* Begin Data section *
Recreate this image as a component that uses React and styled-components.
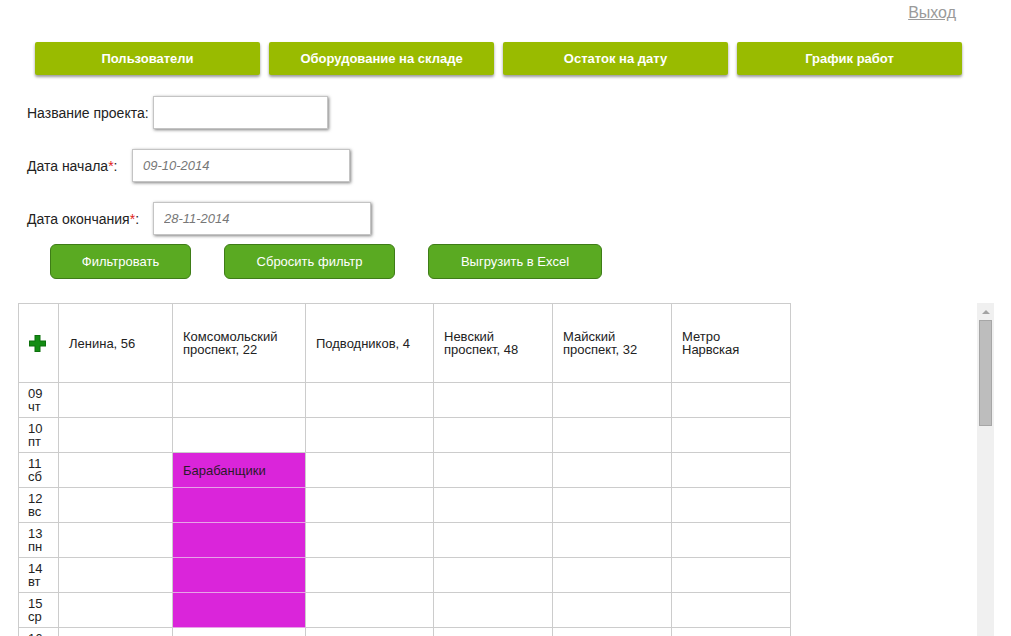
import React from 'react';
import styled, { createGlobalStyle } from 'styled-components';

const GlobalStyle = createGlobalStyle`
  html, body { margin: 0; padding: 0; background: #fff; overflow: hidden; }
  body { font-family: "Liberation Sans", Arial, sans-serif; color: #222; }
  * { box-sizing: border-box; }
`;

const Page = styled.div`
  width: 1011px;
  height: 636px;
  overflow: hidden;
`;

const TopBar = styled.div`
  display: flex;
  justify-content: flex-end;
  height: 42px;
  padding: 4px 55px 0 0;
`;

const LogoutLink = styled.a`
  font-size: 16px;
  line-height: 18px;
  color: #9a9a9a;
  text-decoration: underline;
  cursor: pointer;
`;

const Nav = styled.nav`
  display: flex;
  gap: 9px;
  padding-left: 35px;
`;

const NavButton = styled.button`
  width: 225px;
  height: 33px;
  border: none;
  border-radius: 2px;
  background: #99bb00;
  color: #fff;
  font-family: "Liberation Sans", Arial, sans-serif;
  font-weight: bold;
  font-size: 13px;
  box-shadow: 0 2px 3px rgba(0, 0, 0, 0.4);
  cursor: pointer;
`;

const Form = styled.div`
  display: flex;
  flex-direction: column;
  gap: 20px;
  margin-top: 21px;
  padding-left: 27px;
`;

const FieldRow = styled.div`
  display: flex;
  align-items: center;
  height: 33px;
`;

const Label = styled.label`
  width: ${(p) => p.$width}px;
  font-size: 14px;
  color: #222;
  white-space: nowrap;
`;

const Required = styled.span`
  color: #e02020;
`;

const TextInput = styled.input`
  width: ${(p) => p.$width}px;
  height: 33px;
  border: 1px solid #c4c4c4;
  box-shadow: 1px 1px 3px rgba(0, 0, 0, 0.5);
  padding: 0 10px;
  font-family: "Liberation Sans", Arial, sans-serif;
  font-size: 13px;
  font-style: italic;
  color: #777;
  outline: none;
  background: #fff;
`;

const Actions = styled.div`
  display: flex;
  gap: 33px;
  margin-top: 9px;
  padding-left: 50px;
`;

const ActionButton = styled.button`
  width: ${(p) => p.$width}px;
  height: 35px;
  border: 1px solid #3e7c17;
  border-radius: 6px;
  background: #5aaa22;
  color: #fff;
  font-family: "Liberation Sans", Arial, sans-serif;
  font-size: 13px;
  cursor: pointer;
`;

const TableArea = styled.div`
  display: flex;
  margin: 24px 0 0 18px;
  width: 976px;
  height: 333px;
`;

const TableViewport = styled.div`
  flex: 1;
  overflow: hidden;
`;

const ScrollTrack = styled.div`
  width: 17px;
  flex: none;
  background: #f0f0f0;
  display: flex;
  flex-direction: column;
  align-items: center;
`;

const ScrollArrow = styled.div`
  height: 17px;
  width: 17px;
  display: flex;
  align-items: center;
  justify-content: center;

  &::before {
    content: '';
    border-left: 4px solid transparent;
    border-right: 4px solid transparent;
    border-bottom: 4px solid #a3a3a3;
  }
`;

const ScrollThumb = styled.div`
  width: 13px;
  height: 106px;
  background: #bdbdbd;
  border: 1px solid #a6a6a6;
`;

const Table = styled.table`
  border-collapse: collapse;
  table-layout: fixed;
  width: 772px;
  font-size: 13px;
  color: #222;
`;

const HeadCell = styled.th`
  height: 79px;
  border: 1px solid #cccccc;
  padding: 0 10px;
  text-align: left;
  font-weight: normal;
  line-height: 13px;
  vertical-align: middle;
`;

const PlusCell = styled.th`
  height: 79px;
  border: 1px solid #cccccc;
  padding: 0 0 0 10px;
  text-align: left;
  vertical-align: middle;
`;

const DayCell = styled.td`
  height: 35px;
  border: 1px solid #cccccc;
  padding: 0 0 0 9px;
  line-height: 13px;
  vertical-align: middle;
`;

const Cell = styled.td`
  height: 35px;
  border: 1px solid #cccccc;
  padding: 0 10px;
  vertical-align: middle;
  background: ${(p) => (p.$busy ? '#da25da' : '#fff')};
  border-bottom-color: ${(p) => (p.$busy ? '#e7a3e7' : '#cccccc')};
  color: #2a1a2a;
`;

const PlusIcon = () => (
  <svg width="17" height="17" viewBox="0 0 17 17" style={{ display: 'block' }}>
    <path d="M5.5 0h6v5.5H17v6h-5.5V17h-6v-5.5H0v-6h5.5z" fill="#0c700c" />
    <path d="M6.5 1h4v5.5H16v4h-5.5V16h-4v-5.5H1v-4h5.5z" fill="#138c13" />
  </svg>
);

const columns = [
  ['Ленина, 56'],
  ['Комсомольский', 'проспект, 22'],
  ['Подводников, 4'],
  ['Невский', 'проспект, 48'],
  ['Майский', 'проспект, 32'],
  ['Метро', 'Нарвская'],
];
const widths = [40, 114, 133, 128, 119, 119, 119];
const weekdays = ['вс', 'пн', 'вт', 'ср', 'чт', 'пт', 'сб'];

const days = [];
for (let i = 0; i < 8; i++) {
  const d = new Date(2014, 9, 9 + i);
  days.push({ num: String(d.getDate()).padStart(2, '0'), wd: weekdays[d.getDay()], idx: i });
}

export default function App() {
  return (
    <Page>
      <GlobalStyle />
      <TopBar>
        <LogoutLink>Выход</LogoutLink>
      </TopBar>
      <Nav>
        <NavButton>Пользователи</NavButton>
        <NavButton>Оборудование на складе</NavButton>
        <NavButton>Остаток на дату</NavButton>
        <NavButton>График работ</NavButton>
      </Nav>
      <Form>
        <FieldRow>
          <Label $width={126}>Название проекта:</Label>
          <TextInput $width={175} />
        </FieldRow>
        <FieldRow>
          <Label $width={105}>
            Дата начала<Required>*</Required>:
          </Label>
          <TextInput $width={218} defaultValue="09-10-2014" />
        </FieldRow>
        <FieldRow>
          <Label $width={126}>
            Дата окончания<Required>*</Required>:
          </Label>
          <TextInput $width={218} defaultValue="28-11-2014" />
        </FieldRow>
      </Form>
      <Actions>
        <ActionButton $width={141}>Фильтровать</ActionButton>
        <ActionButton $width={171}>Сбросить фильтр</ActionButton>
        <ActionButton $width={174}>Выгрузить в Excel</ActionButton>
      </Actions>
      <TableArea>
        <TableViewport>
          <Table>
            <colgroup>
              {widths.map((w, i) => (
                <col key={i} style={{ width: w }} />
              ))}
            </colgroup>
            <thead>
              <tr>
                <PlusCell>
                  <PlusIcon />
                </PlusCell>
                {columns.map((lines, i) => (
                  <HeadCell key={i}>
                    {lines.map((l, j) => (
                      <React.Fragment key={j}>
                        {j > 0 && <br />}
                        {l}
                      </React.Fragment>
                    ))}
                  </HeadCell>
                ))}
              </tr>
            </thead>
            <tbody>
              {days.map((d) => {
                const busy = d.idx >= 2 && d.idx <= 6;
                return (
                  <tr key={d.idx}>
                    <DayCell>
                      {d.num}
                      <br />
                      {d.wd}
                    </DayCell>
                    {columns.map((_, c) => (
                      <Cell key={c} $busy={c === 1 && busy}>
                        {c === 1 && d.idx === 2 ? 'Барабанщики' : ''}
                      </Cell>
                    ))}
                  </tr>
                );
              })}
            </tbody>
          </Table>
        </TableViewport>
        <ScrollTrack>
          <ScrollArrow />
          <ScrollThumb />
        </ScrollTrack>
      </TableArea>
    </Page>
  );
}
* End Data section *
### Job
Retype the whole listing, keeping every line identical and omitting all pictures.

### Task response
Recreate this image as a component that uses React and styled-components.
import React from 'react';
import styled, { createGlobalStyle } from 'styled-components';

const GlobalStyle = createGlobalStyle`
  html, body { margin: 0; padding: 0; background: #fff; overflow: hidden; }
  body { font-family: "Liberation Sans", Arial, sans-serif; color: #222; }
  * { box-sizing: border-box; }
`;

const Page = styled.div`
  width: 1011px;
  height: 636px;
  overflow: hidden;
`;

const TopBar = styled.div`
  display: flex;
  justify-content: flex-end;
  height: 42px;
  padding: 4px 55px 0 0;
`;

const LogoutLink = styled.a`
  font-size: 16px;
  line-height: 18px;
  color: #9a9a9a;
  text-decoration: underline;
  cursor: pointer;
`;

const Nav = styled.nav`
  display: flex;
  gap: 9px;
  padding-left: 35px;
`;

const NavButton = styled.button`
  width: 225px;
  height: 33px;
  border: none;
  border-radius: 2px;
  background: #99bb00;
  color: #fff;
  font-family: "Liberation Sans", Arial, sans-serif;
  font-weight: bold;
  font-size: 13px;
  box-shadow: 0 2px 3px rgba(0, 0, 0, 0.4);
  cursor: pointer;
`;

const Form = styled.div`
  display: flex;
  flex-direction: column;
  gap: 20px;
  margin-top: 21px;
  padding-left: 27px;
`;

const FieldRow = styled.div`
  display: flex;
  align-items: center;
  height: 33px;
`;

const Label = styled.label`
  width: ${(p) => p.$width}px;
  font-size: 14px;
  color: #222;
  white-space: nowrap;
`;

const Required = styled.span`
  color: #e02020;
`;

const TextInput = styled.input`
  width: ${(p) => p.$width}px;
  height: 33px;
  border: 1px solid #c4c4c4;
  box-shadow: 1px 1px 3px rgba(0, 0, 0, 0.5);
  padding: 0 10px;
  font-family: "Liberation Sans", Arial, sans-serif;
  font-size: 13px;
  font-style: italic;
  color: #777;
  outline: none;
  background: #fff;
`;

const Actions = styled.div`
  display: flex;
  gap: 33px;
  margin-top: 9px;
  padding-left: 50px;
`;

const ActionButton = styled.button`
  width: ${(p) => p.$width}px;
  height: 35px;
  border: 1px solid #3e7c17;
  border-radius: 6px;
  background: #5aaa22;
  color: #fff;
  font-family: "Liberation Sans", Arial, sans-serif;
  font-size: 13px;
  cursor: pointer;
`;

const TableArea = styled.div`
  display: flex;
  margin: 24px 0 0 18px;
  width: 976px;
  height: 333px;
`;

const TableViewport = styled.div`
  flex: 1;
  overflow: hidden;
`;

const ScrollTrack = styled.div`
  width: 17px;
  flex: none;
  background: #f0f0f0;
  display: flex;
  flex-direction: column;
  align-items: center;
`;

const ScrollArrow = styled.div`
  height: 17px;
  width: 17px;
  display: flex;
  align-items: center;
  justify-content: center;

  &::before {
    content: '';
    border-left: 4px solid transparent;
    border-right: 4px solid transparent;
    border-bottom: 4px solid #a3a3a3;
  }
`;

const ScrollThumb = styled.div`
  width: 13px;
  height: 106px;
  background: #bdbdbd;
  border: 1px solid #a6a6a6;
`;

const Table = styled.table`
  border-collapse: collapse;
  table-layout: fixed;
  width: 772px;
  font-size: 13px;
  color: #222;
`;

const HeadCell = styled.th`
  height: 79px;
  border: 1px solid #cccccc;
  padding: 0 10px;
  text-align: left;
  font-weight: normal;
  line-height: 13px;
  vertical-align: middle;
`;

const PlusCell = styled.th`
  height: 79px;
  border: 1px solid #cccccc;
  padding: 0 0 0 10px;
  text-align: left;
  vertical-align: middle;
`;

const DayCell = styled.td`
  height: 35px;
  border: 1px solid #cccccc;
  padding: 0 0 0 9px;
  line-height: 13px;
  vertical-align: middle;
`;

const Cell = styled.td`
  height: 35px;
  border: 1px solid #cccccc;
  padding: 0 10px;
  vertical-align: middle;
  background: ${(p) => (p.$busy ? '#da25da' : '#fff')};
  border-bottom-color: ${(p) => (p.$busy ? '#e7a3e7' : '#cccccc')};
  color: #2a1a2a;
`;

const PlusIcon = () => (
  <svg width="17" height="17" viewBox="0 0 17 17" style={{ display: 'block' }}>
    <path d="M5.5 0h6v5.5H17v6h-5.5V17h-6v-5.5H0v-6h5.5z" fill="#0c700c" />
    <path d="M6.5 1h4v5.5H16v4h-5.5V16h-4v-5.5H1v-4h5.5z" fill="#138c13" />
  </svg>
);

const columns = [
  ['Ленина, 56'],
  ['Комсомольский', 'проспект, 22'],
  ['Подводников, 4'],
  ['Невский', 'проспект, 48'],
  ['Майский', 'проспект, 32'],
  ['Метро', 'Нарвская'],
];
const widths = [40, 114, 133, 128, 119, 119, 119];
const weekdays = ['вс', 'пн', 'вт', 'ср', 'чт', 'пт', 'сб'];

const days = [];
for (let i = 0; i < 8; i++) {
  const d = new Date(2014, 9, 9 + i);
  days.push({ num: String(d.getDate()).padStart(2, '0'), wd: weekdays[d.getDay()], idx: i });
}

export default function App() {
  return (
    <Page>
      <GlobalStyle />
      <TopBar>
        <LogoutLink>Выход</LogoutLink>
      </TopBar>
      <Nav>
        <NavButton>Пользователи</NavButton>
        <NavButton>Оборудование на складе</NavButton>
        <NavButton>Остаток на дату</NavButton>
        <NavButton>График работ</NavButton>
      </Nav>
      <Form>
        <FieldRow>
          <Label $width={126}>Название проекта:</Label>
          <TextInput $width={175} />
        </FieldRow>
        <FieldRow>
          <Label $width={105}>
            Дата начала<Required>*</Required>:
          </Label>
          <TextInput $width={218} defaultValue="09-10-2014" />
        </FieldRow>
        <FieldRow>
          <Label $width={126}>
            Дата окончания<Required>*</Required>:
          </Label>
          <TextInput $width={218} defaultValue="28-11-2014" />
        </FieldRow>
      </Form>
      <Actions>
        <ActionButton $width={141}>Фильтровать</ActionButton>
        <ActionButton $width={171}>Сбросить фильтр</ActionButton>
        <ActionButton $width={174}>Выгрузить в Excel</ActionButton>
      </Actions>
      <TableArea>
        <TableViewport>
          <Table>
            <colgroup>
              {widths.map((w, i) => (
                <col key={i} style={{ width: w }} />
              ))}
            </colgroup>
            <thead>
              <tr>
                <PlusCell>
                  <PlusIcon />
                </PlusCell>
                {columns.map((lines, i) => (
                  <HeadCell key={i}>
                    {lines.map((l, j) => (
                      <React.Fragment key={j}>
                        {j > 0 && <br />}
                        {l}
                      </React.Fragment>
                    ))}
                  </HeadCell>
                ))}
              </tr>
            </thead>
            <tbody>
              {days.map((d) => {
                const busy = d.idx >= 2 && d.idx <= 6;
                return (
                  <tr key={d.idx}>
                    <DayCell>
                      {d.num}
                      <br />
                      {d.wd}
                    </DayCell>
                    {columns.map((_, c) => (
                      <Cell key={c} $busy={c === 1 && busy}>
                        {c === 1 && d.idx === 2 ? 'Барабанщики' : ''}
                      </Cell>
                    ))}
                  </tr>
                );
              })}
            </tbody>
          </Table>
        </TableViewport>
        <ScrollTrack>
          <ScrollArrow />
          <ScrollThumb />
        </ScrollTrack>
      </TableArea>
    </Page>
  );
}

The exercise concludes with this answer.